Se non si fosse interrotta la minima crescita della popolazione, questa non sarebbe così in fretta invecchiata (in Italia), creando squilibri sociali ed economici per sostenere il costo (sanità e pensioni) dell’invecchiamento, pagato con il quasi raddoppio delle imposte sul reddito. Con le conseguenze immaginabili sulla diminuzione del potere di acquisto, sulla difficoltà nella creazione di nuove famiglie, sull’esigenza di far forzatamente lavorare entrambi i coniugi.

Probabilmente, se questo ciclo descritto non si fosse concretizzato in questi tempi e condizioni, l’Europa non sarebbe stata forzata a realizzare l’Euro nei tempi e condizioni accelerate e non sempre adeguate, che abbiam vissuto soprattutto nel nostro Paese. L’Italia non sarebbe stata costretta a (mal) privatizzare una massa enorme di economia di Stato e a dover ridimensionare il deficit di bilancio a condizioni a dir poco squilibranti.
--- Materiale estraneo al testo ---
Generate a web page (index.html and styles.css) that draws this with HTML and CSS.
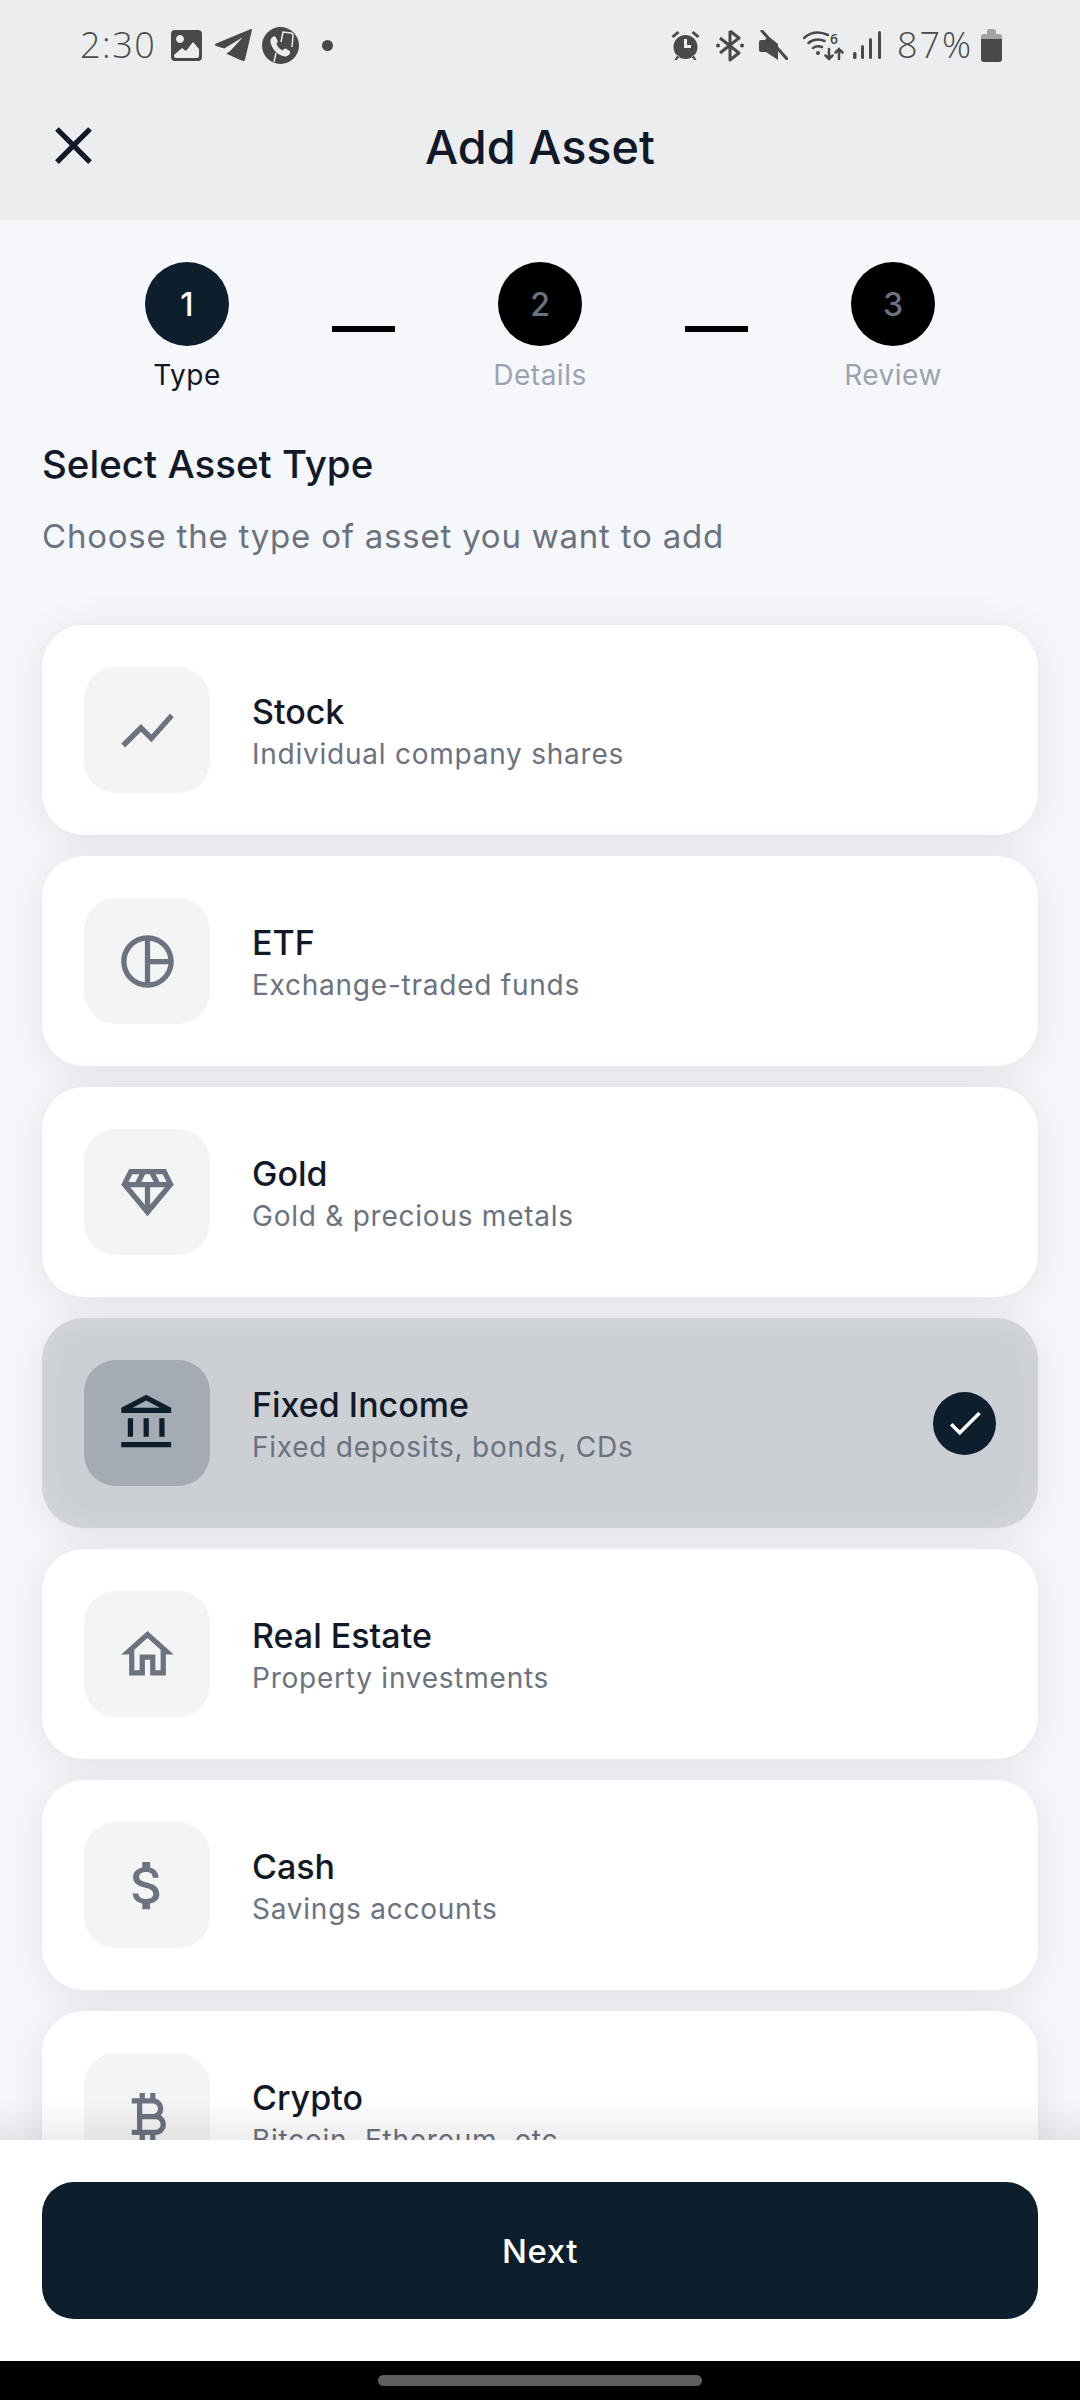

Forse non ci sarebbe stata Tangentopoli, evitandoci i ribaltamenti politici che abbiam vissuto. La Fiat (e il suo indotto) non sarebbe andata nella situazione di crisi irreversibile, con la fine del protezionismo nel 2000. Avrebbe avuto un po’ più di tempo per riconvertirsi,  quale settore trainante la nostra economia. Non ci sarebbero state le condizioni che hanno portato al  “commissariamento” del Paese nel 2011, con la continua angoscia per cosa potrà decidere per noi Bruxelles domani...

Quella che vi ho proposto è stata un’esercitazione intellettuale. Ripeto, ci sarebbero stati altri imprevedibili problemi, magari altrettanto gravi. Ma non questi.